“Just do it,” I whisper, fingers shaking as I pull off the bedclothes. I pull on a pair of gloves, but it takes a lot longer than it should because even my teeth are chattering in distress.
This is why he wanted to wake her up. I wonder if she had a chance to talk about this with anyone in the house before they blew it up, but I don’t want to ask Caleb or Lars.
Her finger nails are broken, showing signs of struggle, and I push open her legs as I swallow hard. This feels like such an invasion of her privacy, but there’s no other way to know if she won’t wake up. A quick check has me breathing out a sigh of relief as I find that while there are belt marks all over her skin, blood that isn’t hers all over her butt and thighs, there’s no signs of forced penetration by a penis or knot.
I can’t imagine how she got blood where she has it, and something tells me that I don’t want to.
My heart pounds as I cut off the shirt because of the IV and monitors, promising I’ll replace it in my mind. Hollis’s body looks like a horror show. Moving quickly and efficiently, I wash her body until there’s no signs of blood, dress her on a small patch of clean bedsheets, and then call a nurse because I need them changed.
“Yes?” the speaker squawks.
“I need some assistance changing the sheets for my sister, please,” I say. “I can lift her, but that’s about it.”
“I’ll be right there,” she says. “Did she bleed all over them?”
“I gave her a sponge bath,” I explain. “The sheets are a little wet and there’s blood all over them from earlier as well.”
“I’m on my way,” she says.
I know the hospital is doing the best it can, but I’m frustrated. It could be because I can feel phantom pain throughout my body, or the fact that I’m horrified at how badly my sister was treated when they thought she was me.
That’s it. The knowledge that she shielded me from this pain means I can never repay her. I don’t know how to handle this, and my stress receptors are flooding my system. I can’t ground myself, I simply feel as if I’m being shaken around in an endless cycle.
The door opens to the room, and I jump as the nurse comes in.
“Are you sure you can lift her while I change the sheets?” the nurse asks, closing the door behind her. She has a bundle of sheets in her arms, her eyes on Hollis.

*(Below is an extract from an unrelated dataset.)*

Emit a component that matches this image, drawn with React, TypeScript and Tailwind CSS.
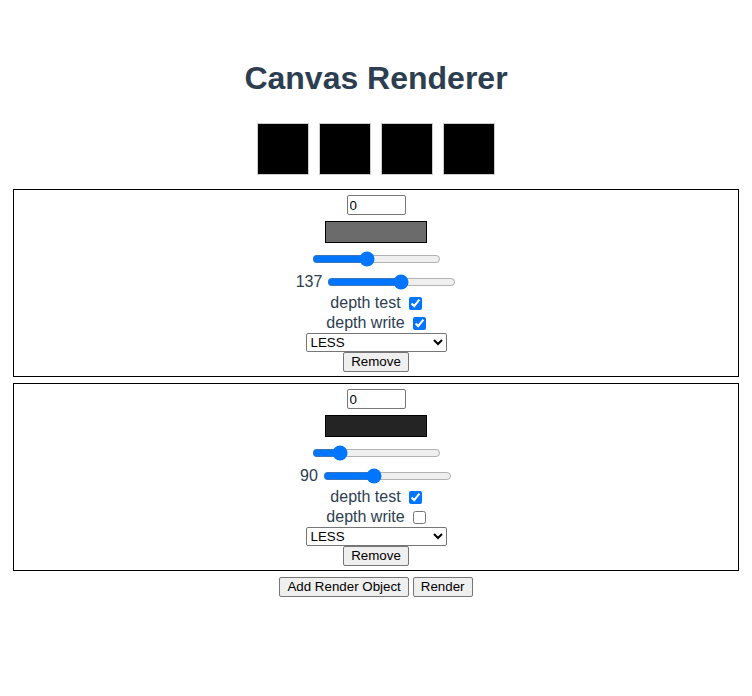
import React from "react";

const renderObjects = [
  { color: "#6b6b6b", a: 42, b: 137, bValue: 58, depthTest: true, depthWrite: true },
  { color: "#242424", a: 18, b: 90, bValue: 38, depthTest: true, depthWrite: false },
];

const btn =
  "h-[20px] bg-[#efefef] border border-[#767676] rounded-[2px] px-[7px] text-[13.33px] leading-[16px] text-black font-['Liberation_Sans',Arial,sans-serif]";

const App: React.FC = () => {
  return (
    <div className="min-h-[696px] bg-white text-[#2c3e50] text-center font-['Liberation_Sans',Arial,sans-serif]">
      <div className="pt-[60px]">
        <h1 className="text-[32px] leading-[37px] font-bold">Canvas Renderer</h1>
        <div className="flex justify-center gap-[10px] mt-[26px]">
          {[0, 1, 2, 3].map((i) => (
            <div key={i} className="w-[52px] h-[52px] bg-black border border-[#cccccc]" />
          ))}
        </div>
        <div className="mx-[13px] mt-[14px] flex flex-col gap-[6px]">
          {renderObjects.map((obj, index) => (
            <div key={index} className="border border-black flex flex-col items-center pt-[5px] pb-[4px]">
              <input
                type="text"
                defaultValue="0"
                className="w-[59px] h-[20px] border border-[#767676] rounded-[2px] px-[2px] text-[13.33px] text-black"
              />
              <div className="mt-[6px] w-[102px] h-[22px] border border-black" style={{ backgroundColor: obj.color }} />
              <input type="range" defaultValue={obj.a} className="mt-[8px] w-[129px]" />
              <div className="flex items-center h-[22px] mt-[4px] text-[16px]">
                <span className="mr-[5px]">{obj.b}</span>
                <input type="range" defaultValue={obj.bValue} className="w-[129px]" />
              </div>
              <label className="flex items-center h-[20px] text-[16px]">
                depth test
                <input type="checkbox" defaultChecked={obj.depthTest} className="ml-[8px] w-[13px] h-[13px]" />
              </label>
              <label className="flex items-center h-[20px] text-[16px]">
                depth write
                <input type="checkbox" defaultChecked={obj.depthWrite} className="ml-[8px] w-[13px] h-[13px]" />
              </label>
              <select
                defaultValue="LESS"
                className="w-[141px] h-[19px] border border-[#767676] rounded-[2px] bg-white text-[13.33px] text-black"
              >
                <option>LESS</option>
                <option>LEQUAL</option>
                <option>EQUAL</option>
                <option>GREATER</option>
                <option>ALWAYS</option>
              </select>
              <button className={btn}>Remove</button>
            </div>
          ))}
        </div>
        <div className="flex justify-center gap-[4px] mt-[6px]">
          <button className={btn}>Add Render Object</button>
          <button className={btn}>Render</button>
        </div>
      </div>
    </div>
  );
};

export default App;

There’s a strangled sound that’s cut off beyond the door, but we both ignore it.
“Yes, I can,” I say. I’m stronger than I look, and there’s a system that nurses have for changing the sheets. I won’t be lifting her for long.
Working together, we get the sheets changed, and the nurse tosses them into a bag for removal. She looks at the bloody water in the basin and takes it to the bathroom to throw it out and rinse it before coming back to clear everything that I used to clean Hollis with.
“For all the blood, I’d say that Hollis looks much better now,” she says beside me.
“I’m glad,” I reply. “None of it was hers.”
“Even better. Anyone who treats women this way should be six feet under,” she says vehemently.
My eyes widen at the young red headed nurse and she shrugs. “Ignore me. I’m sometimes a little blood thirsty,” she says with a small laugh. “I’m Marie.”
“Nova,” I murmur. “Thank you for helping me with her.”
“It’s not a problem. Dr. Royal seems to be very protective of this patient and said I’m the only one allowed in here as far as the staff is concerned,” she says. “If it’s anyone other than me, tell her guards because they shouldn’t be here.”
“Thank you,” I say with a small smile, sitting beside Hollis.
Marie nods at me as she leaves with an armful of things, and I gaze at my sister.
I don’t understand this twin connection or why I only feel things that she does at certain times. The pain I’m feeling is escalating, and my eyes narrow as I shift uncomfortably in my chair.
I try to breathe through it because I know she’s on heavy pain medication. Unfortunately, I’m not feeling any of the benefits of it. All I feel is pain.
“Nova!”
“What?” I gasp, turning to see that Caleb is glaring at me. I didn’t even realize that he’d come inside the room. “Do you need something?”
His eyes are blown with panic and he’s rubbing his chest like it hurts.
“Are you having a heart attack?” I ask, pointing at his hand. “Seriously, what’s wrong?”